Il m’est ainsi arrivé de me faire accuser d’avoir perdu un disque dur de données précieuses ou une paire de ciseaux retrouvés quelques mois plus tard sans que je n’y sois pour rien.
Tout a commencé à l’école primaire, ou peut-être avant, mais je ne m’en souviens pas.
J’avais appris une chansonnette à réciter à la maison.
Je suis rentré à la maison très fier de réciter ma chansonnette. Elle commençait par « La pluie ».
Je ne me souvenais plus de la suite.
Quand la maîtresse nous montrait le globe terrestre, je lui expliquais que ma mère avait visité la Nouvelle-Calédonie à l’autre bout du monde avant ma naissance. J’avais donc poussé la tête en bas, et j’ai dû y perdre un morceau.
Si certaines maîtresses y trouvaient une tendresse enfantine, d’autres étaient exaspérées.
Lors de jeux interclasses, je participais à une course de relais.
Quelle ne fut pas la consternation de mon équipe quand ils me virent partir en sens inverse !
En 1987, nous avons déménagé.
Nous sommes partis de la petite maison de Sainte Martine en Ré, pour emménager de l’autre côté du village à La Roue.
Je rentrais à pied de l’école.
Quand je trouvai ma maison fermée, il m’a fallu un moment avant de me rappeler que nous avions déménagé. Je suis rentré assez tard dans notre nouvelle maison. De toute façon, je n’arrivais pas à me rappeler du chemin, ni de laquelle il s’agissait.
Souvent, j’arrivais à l’école, et je me rendais compte que j’avais oublié mon cartable à la maison.

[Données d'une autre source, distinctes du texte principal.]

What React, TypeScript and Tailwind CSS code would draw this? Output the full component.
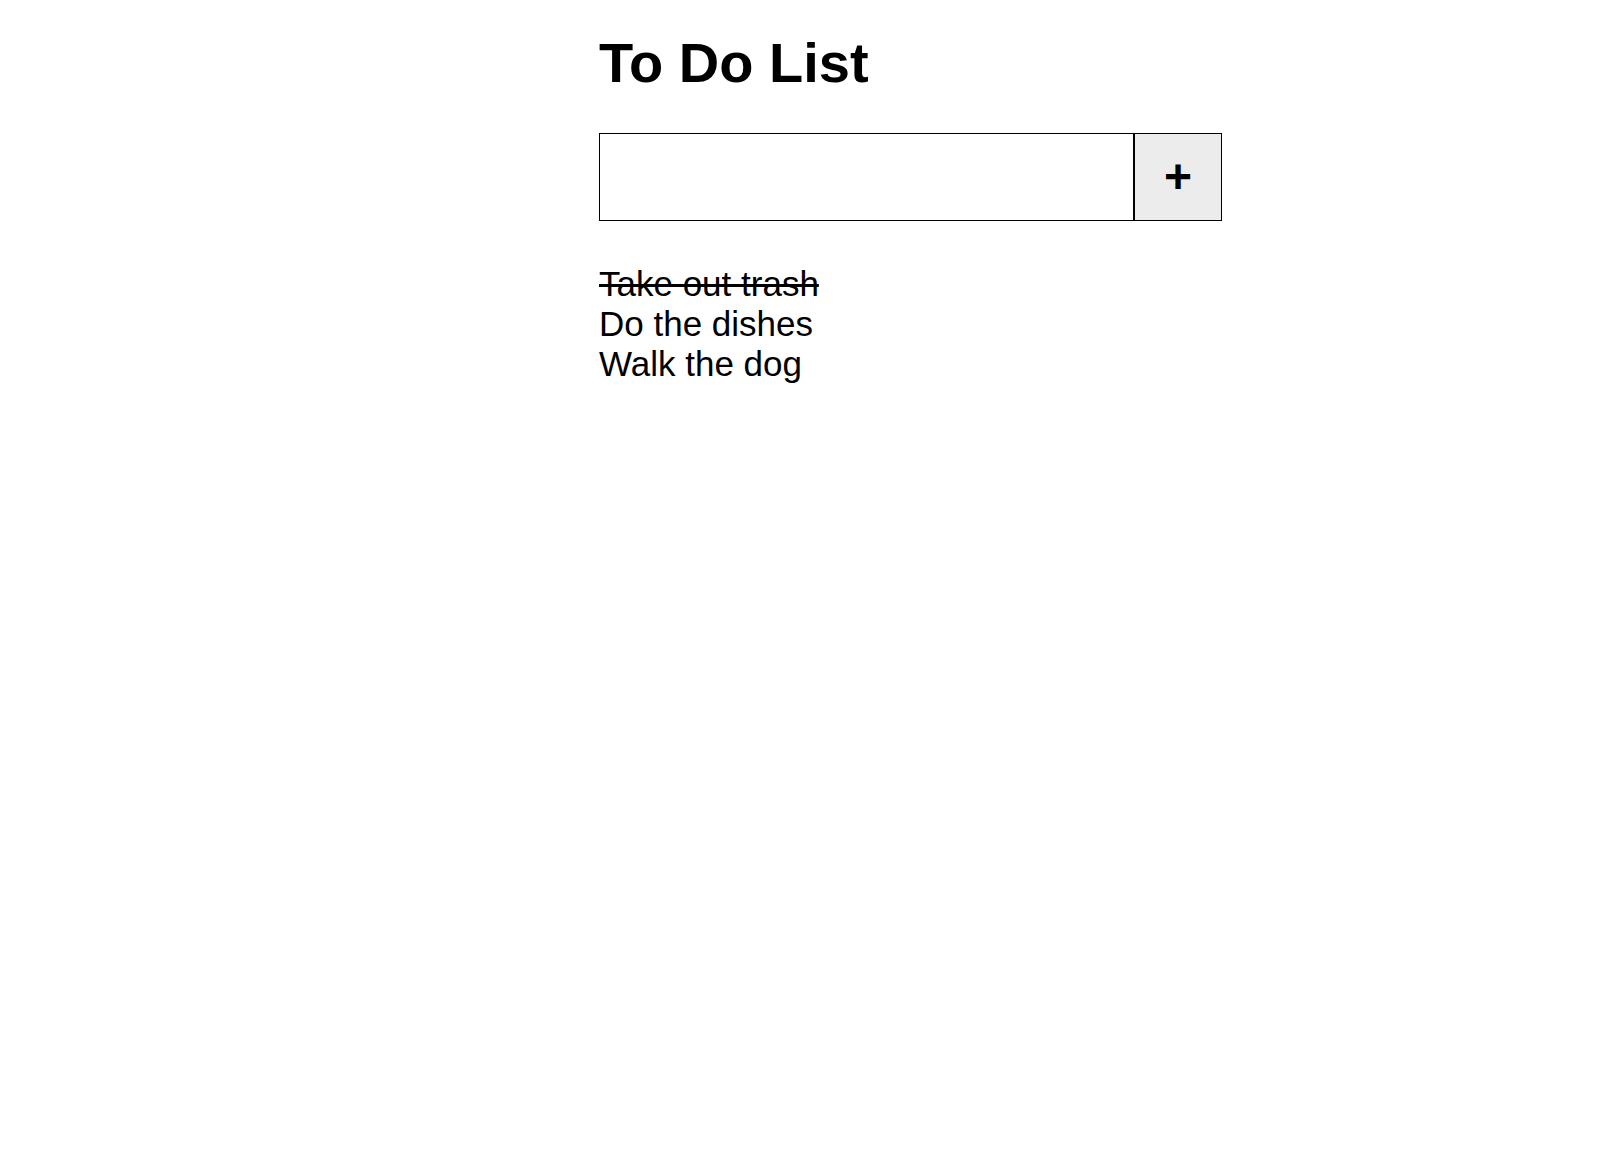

Souvent, je rentrais à la maison, et je me rendais compte que j’avais oublié mon cartable à l’école.
Il me fallait parfois plus d’une heure pour me rendre de la maison à la boulangerie au bout de la rue.
Où avait bien pu tomber le billet que maman m’avait donné ?
Je crois que je vivais dans un monde parallèle. Je pouvais passer des heures sur une balançoire à imaginer que je pilotais un vaisseau spatial.
Alors en Nouvelle-Calédonie, ma sœur avait apprivoisé un jeune poulain appelé Sandy.
Chaque fois que je le montais, il m’envoyait valser comme dans un rodéo !
Il m’arrivait de réaliser de superbes sauts périlleux à atterrissages dorsaux.
Lors d’une course à cru dans un pré, je me retrouvai accroché sous son encolure.
Le football est un sport de combat en Nouvelle-Calédonie !
Alors que les kanaks accomplissaient de superbes retournées, j’étais plus doué pour me prendre le ballon dans la joue, où il laissait son quadrillage, ou pour tirer contre mon camp !
Plus tard, au collège, j’avais toujours du mal à retrouver ma classe qui changeait régulièrement de salle.
En classe de sport, je trébuchais inopinément, devant toute la classe. Personne ne riait.
Pour une fois, je me dis que mes camarades n’étaient pas si bêtes pour se moquer de moi.
Peu après, la déléguée vint me voir gentiment en me disant qu’elle avait donné la consigne aux autres élèves de ne pas rire.
J’avais en effet pris l’habitude d’être traité comme un bouffon. Ce qui donnait l’avantage de participer à l’animation.
En sport d’équipe, j’étais toujours le dernier à être choisi dans une équipe, même féminine.
Malgré une bonne condition physique, je devais exercer un manque patent de coordination.
Mon frère me demandait de temps en temps où avait bien pu passer le vélo que nous utilisions d’habitude ?
Quelques mois plus tard, il l’a retrouvé au garage à vélo du collège.
Je ne me souvenais plus qu’un jour j’étais parti à vélo, alors que ce soir-là, j’étais rentré en bus.
Un soir, j’avais pris le train avec mon petit frère et ma petite sœur pour retrouver nos parents dans les Vosges où se trouve notre maison secondaire : « La Birakeim ».
La gare d’arrivée était dans la ville de Remiremont.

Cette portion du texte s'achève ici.